Allergan Beats Securities Suit Related to Breast Implants’ Alleged Link to Rare Cancer


Judge Colleen McMahon has dismissed a class action suit against Allergan PLC for alleged securities fraud. The court found that the plaintiffs presented no evidence that Allergan misled the public about the potential link between some of their breast implants, a rare form of cancer, and the eventual recall of said implants from the European market.

Per the order, Allergan is a global pharmaceutical and medical products company that develops, manufactures, and sells over 100 pharmaceutical and medical-aesthetics products. At issue in this case is their production and sale of textured breast implants, which can adhere to tissue better in some patients.

In the mid-2010s, several studies were published that found an association between Allergan’s textured-envelope implants and anaplastic large cell lymphoma, a rare form of non-Hodgkin’s lymphoma. Although these studies were not able to identify the manufacturer of a large section of the implants associated with the cancer in their samples, they did find outsized numbers of cases to be associated with Allergan’s textured implants. Breast implant associated anaplastic large cell-lymphoma (BIA-ALCL) is extremely rare and generally treatable.
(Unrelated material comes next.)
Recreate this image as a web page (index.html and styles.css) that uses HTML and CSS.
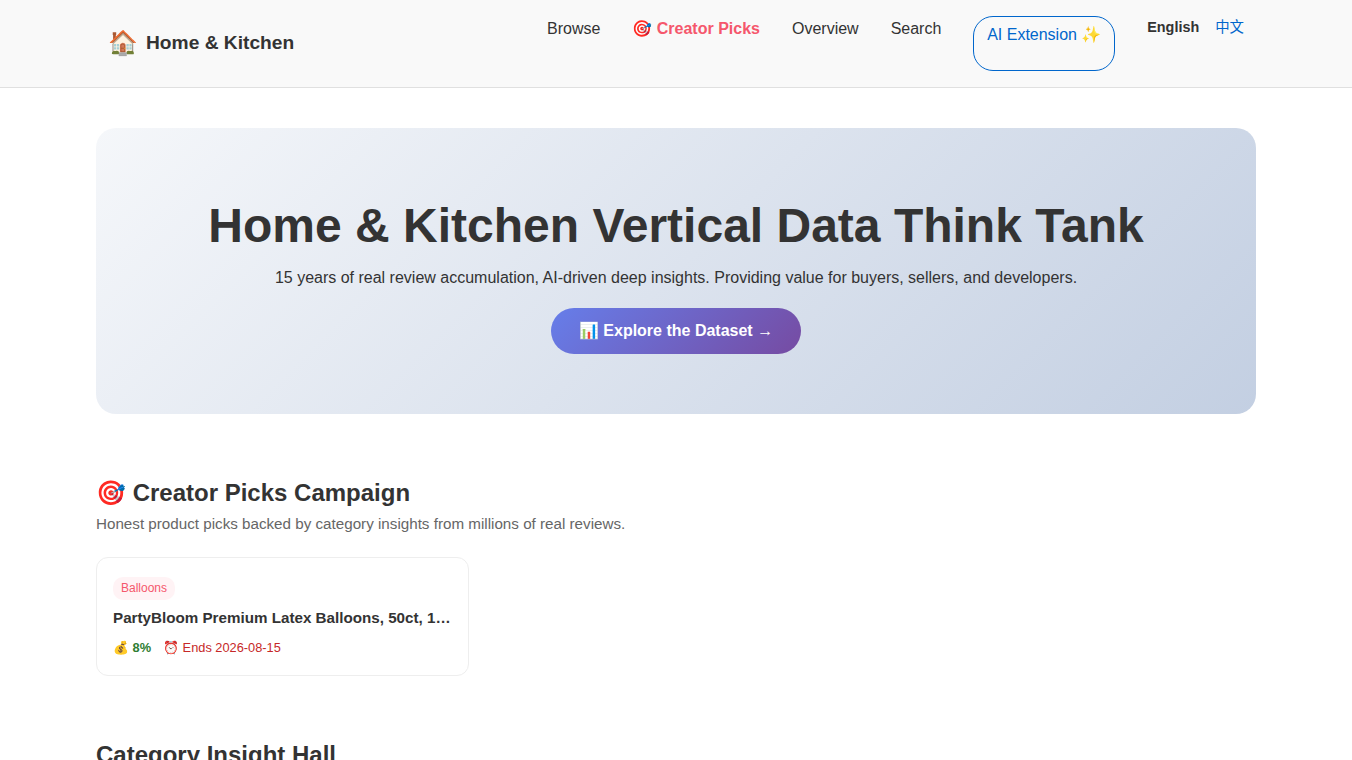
FILE: index.html
```html
<!DOCTYPE html>
<html lang="en">
<head>
<meta charset="utf-8">
<title>Home &amp; Kitchen</title>
<link rel="stylesheet" href="styles.css">
</head>
<body>
<header class="site-header">
  <div class="nav-wrap">
    <a class="brand"><span class="brand-icon">🏠</span><span>Home &amp; Kitchen</span></a>
    <nav class="nav">
      <a class="nav-link">Browse</a>
      <a class="nav-link nav-picks">🎯 Creator Picks</a>
      <a class="nav-link">Overview</a>
      <a class="nav-link">Search</a>
      <a class="nav-link nav-ext">AI Extension ✨</a>
      <div class="langs"><strong>English</strong><a class="lang-link">中文</a></div>
    </nav>
  </div>
</header>
<main class="main">
  <section class="hero">
    <h1>Home &amp; Kitchen Vertical Data Think Tank</h1>
    <p>15 years of real review accumulation, AI-driven deep insights. Providing value for buyers, sellers, and developers.</p>
    <a class="cta">📊 Explore the Dataset →</a>
  </section>
  <section class="campaign">
    <h2>🎯 Creator Picks Campaign</h2>
    <p class="sub">Honest product picks backed by category insights from millions of real reviews.</p>
    <div class="grid">
      <a class="card">
        <span class="tag">Balloons</span>
        <h3>PartyBloom Premium Latex Balloons, 50ct, 12 inch</h3>
        <div class="meta"><span class="rate">💰 <b>8%</b></span><span class="ends">⏰ Ends 2026-08-15</span></div>
      </a>
    </div>
  </section>
  <section>
    <h2>Category Insight Hall</h2>
  </section>
</main>
</body>
</html>
```

FILE: styles.css
```css
* { box-sizing: border-box; margin: 0; padding: 0; }
html { overflow: hidden; }
body {
  height: 760px;
  overflow: hidden;
  font-family: "Liberation Sans", "Noto Sans CJK SC", sans-serif;
  font-size: 16px;
  line-height: 1.6;
  color: #333;
  background: #fff;
}
.site-header { height: 88px; background: #f9f9f9; border-bottom: 1px solid #e0e0e0; }
.nav-wrap {
  width: 1160px;
  height: 87px;
  margin: 0 auto;
  padding: 16px 12px;
  display: flex;
  justify-content: space-between;
}
.brand { display: flex; align-items: center; gap: 8px; font-size: 19.2px; font-weight: bold; }
.brand-icon { font-size: 24px; }
.nav { display: flex; gap: 32px; }
.nav-picks { color: #f5576c; font-weight: bold; }
.nav-ext { color: #0066cc; border: 1px solid #0066cc; border-radius: 20px; padding: 5px 12.8px; }
.langs { display: flex; gap: 16px; font-size: 14.4px; }
.lang-link { color: #0066cc; }
.main { width: 1160px; margin: 0 auto; padding-top: 40px; }
.hero {
  height: 286px;
  padding-top: 60px;
  border-radius: 20px;
  text-align: center;
  background: linear-gradient(135deg, #f5f7fa 0%, #c3cfe2 100%);
}
.hero h1 { font-size: 48px; line-height: 76.8px; }
.hero p { line-height: 26px; }
.cta {
  display: inline-block;
  margin-top: 17px;
  padding: 10px 28px;
  border-radius: 25px;
  color: #fff;
  font-weight: bold;
  line-height: 26px;
  background: linear-gradient(135deg, #667eea 0%, #764ba2 100%);
}
h2 { font-size: 24px; line-height: 38px; }
.campaign { padding-top: 60px; margin-bottom: 60px; }
.sub { margin-bottom: 21px; font-size: 15.2px; line-height: 24px; color: #666; }
.grid { display: grid; grid-template-columns: repeat(3, minmax(0, 1fr)); gap: 20px; }
.card { height: 119px; padding: 19px 16px; border: 1px solid #eee; border-radius: 12px; }
.tag {
  display: block;
  width: fit-content;
  padding: 2px 8px;
  border-radius: 10px;
  background: #fff3f5;
  color: #f5576c;
  font-size: 12px;
  line-height: 19px;
}
.card h3 {
  margin-top: 6px;
  font-size: 15.2px;
  line-height: 24px;
  white-space: nowrap;
  overflow: hidden;
  text-overflow: ellipsis;
}
.meta { display: flex; gap: 12px; margin-top: 7px; font-size: 12.8px; line-height: 21px; }
.rate { color: #2e7d32; }
.ends { color: #c62828; }
```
However, these studies were not able to calculate the incidence rate of Allergan’s implants compared with other manufacturers. In other words, these studies could not ascertain whether patients were more likely to develop BIA-ALCL from Allergan’s textured implants or from their competitors. 

The order details that to sell medical devices in Europe, companies need to obtain a Conformité Européene (CE) mark from a body called the GMED. CE marks are up for renewal every five years. When Allergan’s textured implants were up for renewal in 2019, the GMED, appeared to indicate that the implants’ CE mark would be renewed; however, as the GMED began to look into the link between textured implants an BIA-ALCL, the ASNM seemed reticent to approve the renewal.

On December 14, 2018, the GMED announced that it would not recertify the implants, and four days later, France’s National Agency for the Safety of Medicines and Health Products (ASNM) issued a recall for Allergan’s textured implants. Allergan’s stock price subsequently fell nearly 7%. The following spring, the ASNM decided to recall all heavily textured implants.

Two days after Allergan’s recall, the plaintiffs sued alleging executives at Allergan misled the public about the higher risk for BIA-ALCL in patients who received an Allergan textured implant compared with those of other companies. 

The Southern District of New York disagreed. Judge McMahon found that not only were the studies cited by the plaintiffs publicly available, neither they, nor the regulatory bodies commenting on their contents felt there was any link between Allergan, in particular, and BIA-ALCL. As such, not only did Allergan not have a duty to disclose this fact, if they did so they would be lying to the public.

Judge McMahon further found that Allergan’s implants were recalled before those of other manufacturers for the sole reason that they were up for renewal before other implants. Nothing in the ASNM’s statements implied otherwise. Furthermore, the court found Allergan’s statements regarding the safety of said implants to be true, as BIA-ALCL is extremely rare. 

Finally, Judge McMahon ruled that the plaintiffs could not prove loss causation, since the implants in question only made up 0.8% of Allergan’s global revenue, and sales specifically in CE mark countries made up only half of that. These fall well below standards set by precedent for how significant an event must be to qualify as loss causation.

The lead plaintiff is represented by Faruqi & Faruqi, LLP, and Allergan by Cleary Gottlieb Steen & Hamilton LLP.